Inside one of Europe’s oldest circuses, the performer formerly known as Christine and the Queens is presenting a psychomagical hallucination that is making us resent having to return to sanity. In support of his new album ‘Redcar Les Adorables Étoiles’, the artist now known as Redcar has brought a deeply symbolic, transmasculine odyssey to Paris’ Cirque d’Hiver, delivering a performance which pushes the boundaries of both theatre and musical performance.
Having postponed the original gig in September following a leg injury, tonight’s rearranged show sees the stage set with a number of pieces that may well have been the culprit. There’s a set of candlelit red stairs which are lined with statues of the Virgin Mary, a sickle moon from which Redcar later swings, a robot-controlled camera that looms on-stage like a large tarantula and a large red statue of the Archangel Michael, the slain knight who bore flowers from his armour.
Thankfully Redcar, wearing a white Miss Havisham dress and whose hands are initially bound together by a purple silk ribbon (both of which are removed with exaggerated agony), appears to have fully recovered from any injury. His body then becomes the spectacle as he holds these discarded parts of himself like a terrible lover, repeating “my wife ‘til I die” from ‘Ma bien aimée bye bye,’ the standout from ‘Redcar Les Adorables Étoiles’, with incandescent anguish.
Dress discarded, Redcar dons a leather hat while the lights behind him turn a gaudy and gorgeous sex shop blue and red. Leaning over a soundboard to the right of the stage, he presses a button that plays the sound of a woman moaning “je t’aime, je t’aime”: it feels woozy and amorous the first two times, but by the sixth, seventh and eighth time, it becomes pathetic, self-damning and tormenting. It’s one of many objects of torment that crop up during the performance; Redcar, it seems, is a character of catastrophe.
A bathroom is then rolled onto the stage. Its mirror reflects the slain knight as Redcar dresses himself as a sailor and flexes his boyish muscles, while a man in a Death mask looms in the background. Death then turns him into an angel — a visual conceit clearly inspired by Tony Kushner’s gay fantasia theatre epic Angels In America, but the rest of the vision is entirely, intriguingly Redcar’s own. Death drapes Redcar in weathered angel wings and hands him a flute, while a screen towards the back of the stage plays footage of an old basketball game. It’s an exemplary moment within the piece: a combination of dream-images that resist rationalisation and instead can only be felt by the individual.

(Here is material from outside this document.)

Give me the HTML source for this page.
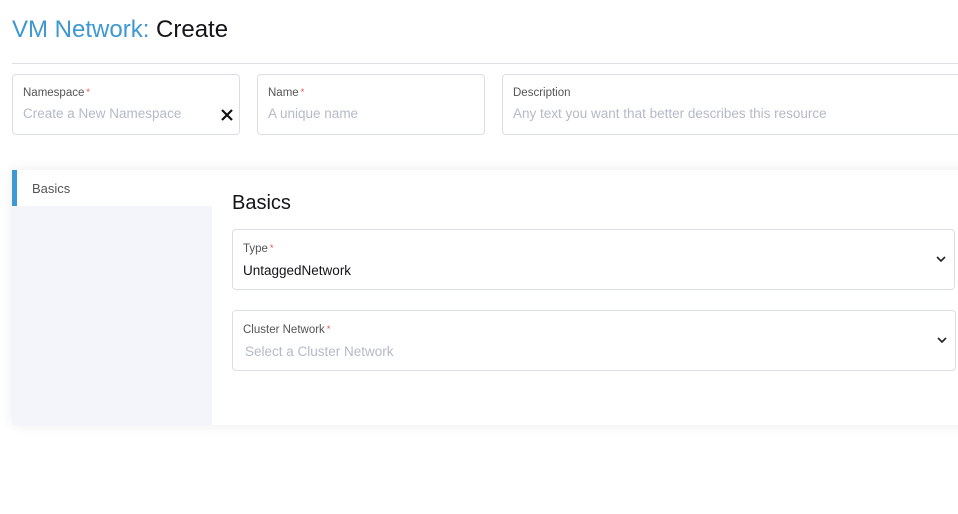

Redcar’s interactions with the statue of Michael are among the performance’s most powerful as they bring his intentions into clearer focus. “The boy I am,” he sings with a glassy choirboy trill while touching the statue’s marbled chest and draping himself in a red feathered scarf, the material mocking and mimicking the textures of the archangel’s wings. Despite Redcar’s deep desire to transcend — to be among the angels, the stars — he’s constantly weighed down by his own folly.
With the statues of Virgin Mary behind him cordoned off by traffic tape and cones, the sacred increasingly turns into the absurd as the performance comes to a climax — not with an army of angels, but with a red and angel-winged silicone dick. Leading up to the ultimate reveal, Redcar ascends the red stairs towards the back of the stage and is briefly hidden behind the curtains, before emerging with a single piece of armour (in tribute to the knight) and a strap-on resembling the Archangel Michael. He descends the stairs, giving the audience a closer look at — wait, yes, those are definitely balls.
Redcar ends the performance dressed in pimp-like finery, cane in hand, hobbling slightly. He goes into the audience, touching hands, brushing knees, looking his crowd in the eyes. In this moment, as Redcar makes physical contact with his respectful and composed audience, it’s easy to see the pop star’s draw to the theatre form (outside the theatre, a sign reads: “POP MUSIC IS DEAD/LONG LIVE THEATRE”). Unlike a pop show, though, the roles between performer and audience are clearly delineated, the boundaries naturally enforced.
Still, Chris didn’t merely take his audience by the scruff of the neck tonight: he made his blood our blood, his yearning our yearning and his anguish our anguish as his search for transcendence flowed through us. If only we could always remain in the fantastic and surreal anti-logic of Redcar’s world.